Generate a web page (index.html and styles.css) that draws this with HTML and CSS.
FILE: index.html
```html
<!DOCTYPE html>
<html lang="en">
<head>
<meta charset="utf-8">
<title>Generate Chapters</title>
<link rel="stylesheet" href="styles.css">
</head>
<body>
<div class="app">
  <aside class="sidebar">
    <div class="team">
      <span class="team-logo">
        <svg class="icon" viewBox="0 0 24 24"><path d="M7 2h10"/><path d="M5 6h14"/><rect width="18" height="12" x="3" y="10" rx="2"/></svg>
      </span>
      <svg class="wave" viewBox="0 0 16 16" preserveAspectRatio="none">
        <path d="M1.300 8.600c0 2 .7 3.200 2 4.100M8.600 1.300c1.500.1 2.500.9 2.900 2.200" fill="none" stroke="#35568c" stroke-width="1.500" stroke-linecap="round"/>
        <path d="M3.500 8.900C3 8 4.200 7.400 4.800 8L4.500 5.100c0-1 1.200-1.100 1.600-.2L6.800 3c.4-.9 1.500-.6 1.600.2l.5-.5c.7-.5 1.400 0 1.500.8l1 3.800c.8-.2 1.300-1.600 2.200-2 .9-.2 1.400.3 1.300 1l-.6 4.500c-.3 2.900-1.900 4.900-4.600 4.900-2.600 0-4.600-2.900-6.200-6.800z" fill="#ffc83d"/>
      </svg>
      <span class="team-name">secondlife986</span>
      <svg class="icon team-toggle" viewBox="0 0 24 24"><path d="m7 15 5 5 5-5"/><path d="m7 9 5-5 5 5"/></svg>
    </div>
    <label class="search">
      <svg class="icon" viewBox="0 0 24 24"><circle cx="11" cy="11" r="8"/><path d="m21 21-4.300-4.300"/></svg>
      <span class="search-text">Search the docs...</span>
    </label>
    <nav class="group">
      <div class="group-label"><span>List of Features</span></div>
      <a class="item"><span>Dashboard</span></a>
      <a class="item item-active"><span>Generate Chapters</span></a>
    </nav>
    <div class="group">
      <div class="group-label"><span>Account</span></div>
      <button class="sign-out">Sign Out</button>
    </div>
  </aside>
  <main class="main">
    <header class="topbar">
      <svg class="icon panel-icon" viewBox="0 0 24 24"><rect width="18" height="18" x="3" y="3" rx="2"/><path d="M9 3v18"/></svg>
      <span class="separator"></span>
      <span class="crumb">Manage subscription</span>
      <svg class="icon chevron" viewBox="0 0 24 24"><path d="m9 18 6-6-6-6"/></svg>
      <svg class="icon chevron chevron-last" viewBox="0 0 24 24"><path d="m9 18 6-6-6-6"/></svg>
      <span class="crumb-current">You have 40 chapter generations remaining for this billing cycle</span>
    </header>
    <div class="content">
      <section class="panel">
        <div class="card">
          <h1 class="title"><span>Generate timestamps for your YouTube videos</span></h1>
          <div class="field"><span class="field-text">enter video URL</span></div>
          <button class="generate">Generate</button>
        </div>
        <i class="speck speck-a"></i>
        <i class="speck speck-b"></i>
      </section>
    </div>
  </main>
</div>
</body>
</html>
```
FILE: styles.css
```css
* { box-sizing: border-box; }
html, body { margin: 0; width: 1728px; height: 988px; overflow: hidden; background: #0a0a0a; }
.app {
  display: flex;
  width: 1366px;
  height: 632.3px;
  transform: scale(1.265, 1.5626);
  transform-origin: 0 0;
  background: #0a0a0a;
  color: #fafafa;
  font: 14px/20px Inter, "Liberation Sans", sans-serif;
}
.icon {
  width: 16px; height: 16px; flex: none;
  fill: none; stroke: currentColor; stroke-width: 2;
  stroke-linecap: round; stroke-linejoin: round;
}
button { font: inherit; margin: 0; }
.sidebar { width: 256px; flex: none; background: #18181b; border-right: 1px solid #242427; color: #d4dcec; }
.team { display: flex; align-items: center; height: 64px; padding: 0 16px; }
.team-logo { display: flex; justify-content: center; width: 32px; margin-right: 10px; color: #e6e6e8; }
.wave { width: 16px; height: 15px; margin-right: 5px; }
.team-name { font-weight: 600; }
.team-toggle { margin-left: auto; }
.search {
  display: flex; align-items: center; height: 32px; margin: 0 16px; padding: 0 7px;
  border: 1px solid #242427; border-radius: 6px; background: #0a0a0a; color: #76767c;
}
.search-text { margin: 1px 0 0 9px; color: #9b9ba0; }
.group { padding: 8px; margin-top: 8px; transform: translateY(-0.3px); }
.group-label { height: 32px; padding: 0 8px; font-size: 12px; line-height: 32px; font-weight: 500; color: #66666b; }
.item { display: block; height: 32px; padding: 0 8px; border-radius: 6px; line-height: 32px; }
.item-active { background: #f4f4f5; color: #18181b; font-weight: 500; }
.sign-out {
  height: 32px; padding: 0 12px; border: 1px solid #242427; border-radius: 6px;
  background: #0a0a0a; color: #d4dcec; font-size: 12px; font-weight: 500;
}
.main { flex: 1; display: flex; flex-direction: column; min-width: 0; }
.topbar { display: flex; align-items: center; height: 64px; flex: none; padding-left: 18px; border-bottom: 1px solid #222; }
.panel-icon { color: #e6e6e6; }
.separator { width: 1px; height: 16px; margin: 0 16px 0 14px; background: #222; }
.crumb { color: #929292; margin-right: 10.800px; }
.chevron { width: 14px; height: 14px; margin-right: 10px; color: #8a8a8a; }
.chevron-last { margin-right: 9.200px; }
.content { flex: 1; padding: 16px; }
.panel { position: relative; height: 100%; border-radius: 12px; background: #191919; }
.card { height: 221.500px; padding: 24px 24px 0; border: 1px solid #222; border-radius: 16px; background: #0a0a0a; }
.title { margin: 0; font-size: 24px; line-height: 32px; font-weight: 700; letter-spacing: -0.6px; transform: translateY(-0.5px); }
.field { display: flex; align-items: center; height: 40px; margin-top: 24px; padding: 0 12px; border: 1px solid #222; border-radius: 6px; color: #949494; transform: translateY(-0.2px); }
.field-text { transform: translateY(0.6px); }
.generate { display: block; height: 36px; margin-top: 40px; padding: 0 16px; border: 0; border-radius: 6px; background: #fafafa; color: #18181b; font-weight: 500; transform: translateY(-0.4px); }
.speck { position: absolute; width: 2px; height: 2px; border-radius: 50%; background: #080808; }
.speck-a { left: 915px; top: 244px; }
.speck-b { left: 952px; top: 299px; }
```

==

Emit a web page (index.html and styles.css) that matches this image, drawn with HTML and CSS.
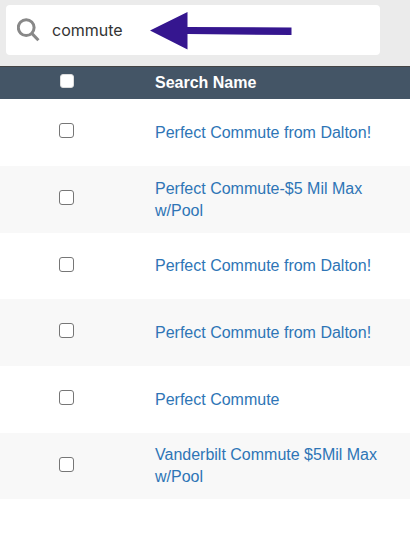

==

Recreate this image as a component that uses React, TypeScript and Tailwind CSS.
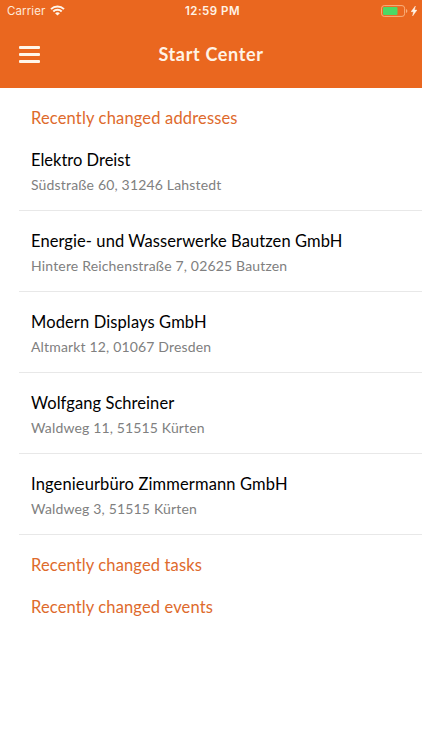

> _WHAT YOU ARE ASKED TO DO_
Find all lines holding the string "this" and copy them.

> _COMPLETED EXERCISE_
Generate a web page (index.html and styles.css) that draws this with HTML and CSS.
      <span class="crumb-current">You have 40 chapter generations remaining for this billing cycle</span>
Emit a web page (index.html and styles.css) that matches this image, drawn with HTML and CSS.
Recreate this image as a component that uses React, TypeScript and Tailwind CSS.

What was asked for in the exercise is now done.